The original Waterford factory, which was founded in Ireland in the late 1700s and became world-renowned for producing fine crystal, shuttered in the 1850s. Mr. Havel was one of two Czech immigrants responsible for reviving the company as well as the crystal glass industry after World War II.

Mr. Havel was the founding chief designer for Waterford Crystal and maintained that role for more than four decades, in addition to guiding important reorganizations centered on quality control. He also was a glass cutter, blower, sculptor and polisher. Among the designs he fashioned was Lismore, the world's best-selling crystal glass pattern.

Chandeliers designed and cut by Mr. Havel hang in Westminster Abbey in London and at the Kennedy Center. The latter was commissioned by former first lady Jacqueline Onassis, who had toured the Waterford factory in 1967. A scale replica of the Statue of Liberty, which Mr. Havel carved from a solid block of crystal, was presented to Ronald Reagan at the White House on St. Patrick's Day in 1986.

As the company's principal designer, Mr. Havel spent many hours in the mid-1950s at the National Museum of Ireland studying and drawing surviving pieces of Waterford glass from the 18th and 19th centuries.

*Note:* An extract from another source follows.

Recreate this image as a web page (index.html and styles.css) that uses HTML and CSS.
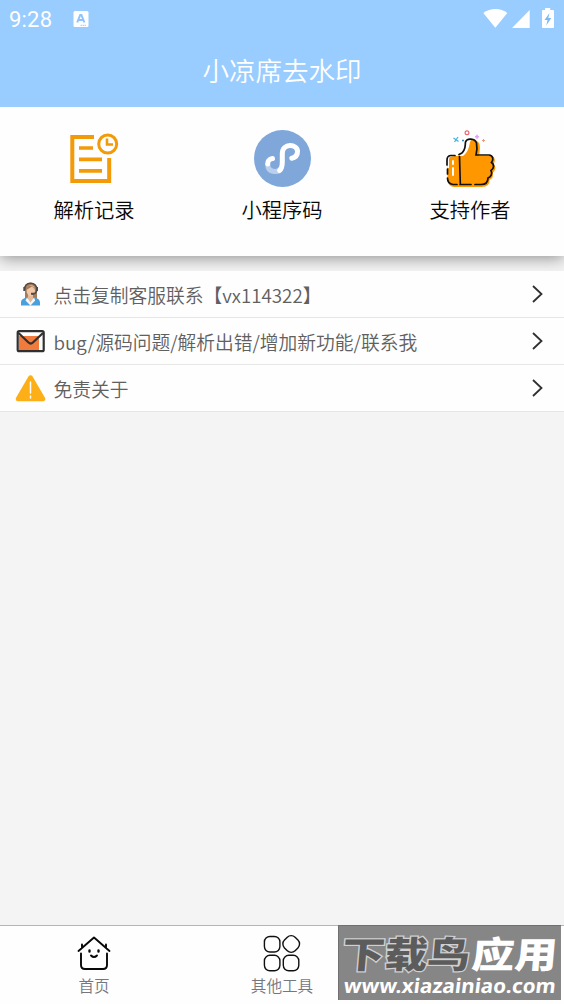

He used those historic designs as inspiration for creating the modern Waterford patterns, which are some of the most popular, including Lismore, Colleen and Kildare. According to Mr. Havel's son Brian, Lismore is responsible for more than 50 percent of Waterford's crystal sales in the United States.

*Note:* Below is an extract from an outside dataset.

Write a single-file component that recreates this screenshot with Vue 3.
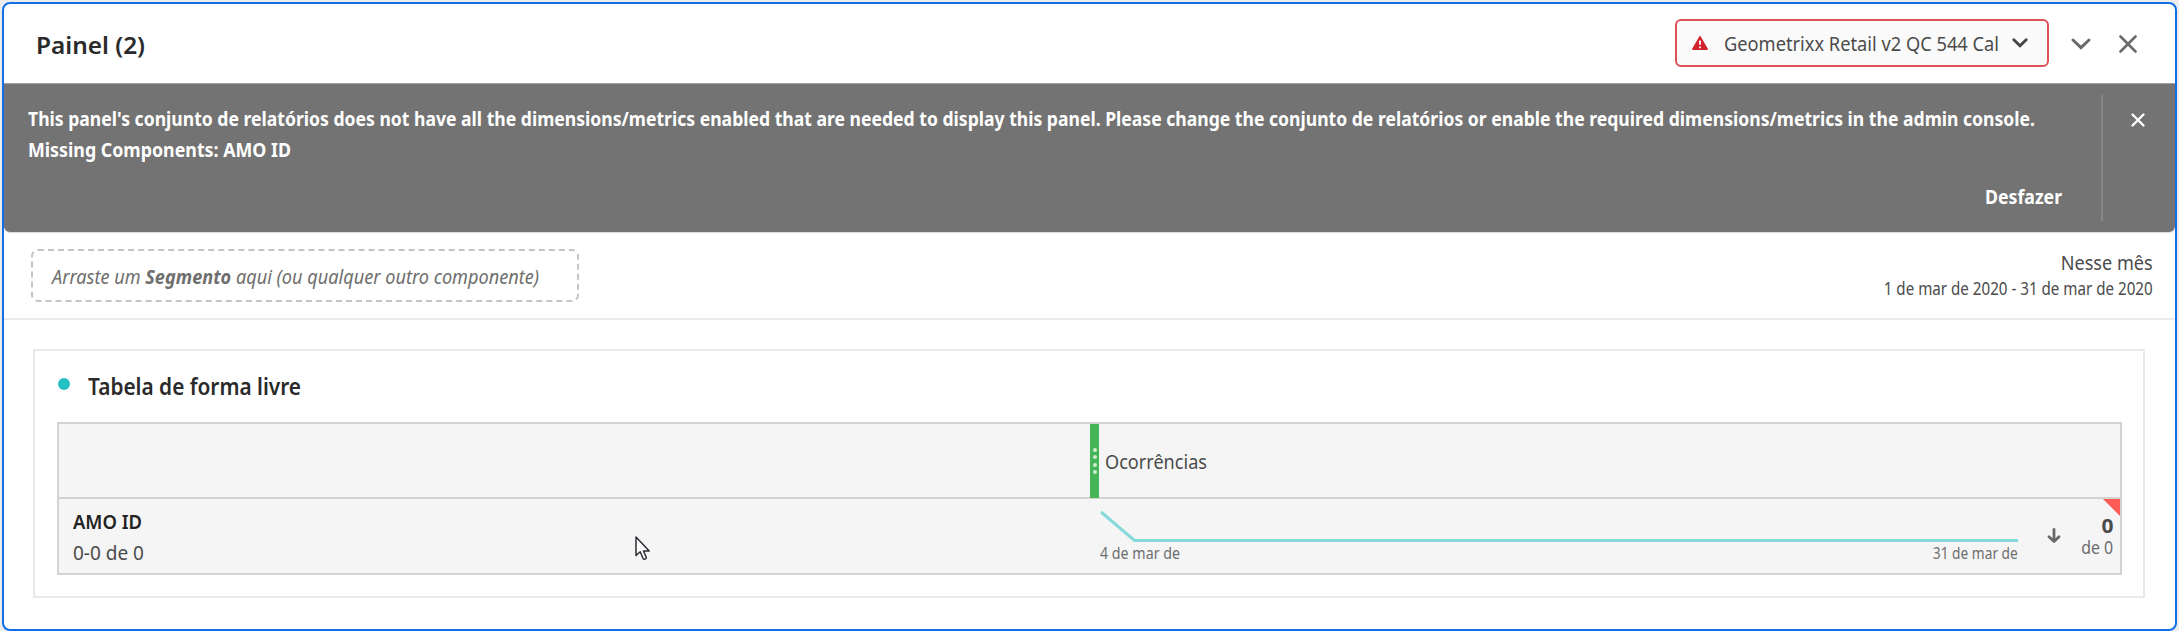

Mr. Havel was born May 26, 1922, in Drzkov, Czechoslovakia, about 100 miles north of Prague. He was the only son of a costume jewelry manufacturer and a teacher.

He studied at the prestigious Academy of Industrial Art and Design in Prague, where he mastered all aspects of traditional Bohemian glass cutting. He also interned at a glass factory in Bohemia owned by Karel Bacik, who later invited him to Ireland with the aim of rebuilding the country's crystal industry.

Mr. Havel accepted, in part based on an ill-informed Czechoslovakian encyclopedia that described Ireland as an exotic locale with a climate not unlike Jamaica. His friend also promised a thriving glass factory when he arrived.

Instead, Mr. Havel found Bacik sitting in a small hut in the middle of an empty field, imagining a glass factory, according to Brian Havel. Mr. Havel became the first employee.

In "Maestro of Crystal," a biography Brian Havel wrote about his father, he said the elder Havel never intended to stay in Ireland for more than a few months. But the Communist takeover of Czechoslovakia prevented him from returning home for 25 years. He was forced to leave behind his parents as well as a fiancée with whom he eventually drifted apart. He remained in Ireland for 61 years, becoming an Irish citizen in 1959.

Survivors include his wife of 51 years, the former Betty Storey, a local girl from Waterford he met at the factory; six children, John Havel of Dublin, Mirek Havel of Baltimore, Elizabeth Barry of Waterford, Clodagh Barrett of Dublin and Brian Havel and Julie Havel, both of Chicago; and 11 grandchildren.

To his Waterford colleagues, Mr. Havel was known as "Paddy," after a local bishop persuaded him to take Patrick as his confirmation name. The bishop had been unable to pronounce the name of the Czech saint Mr. Havel had originally chosen.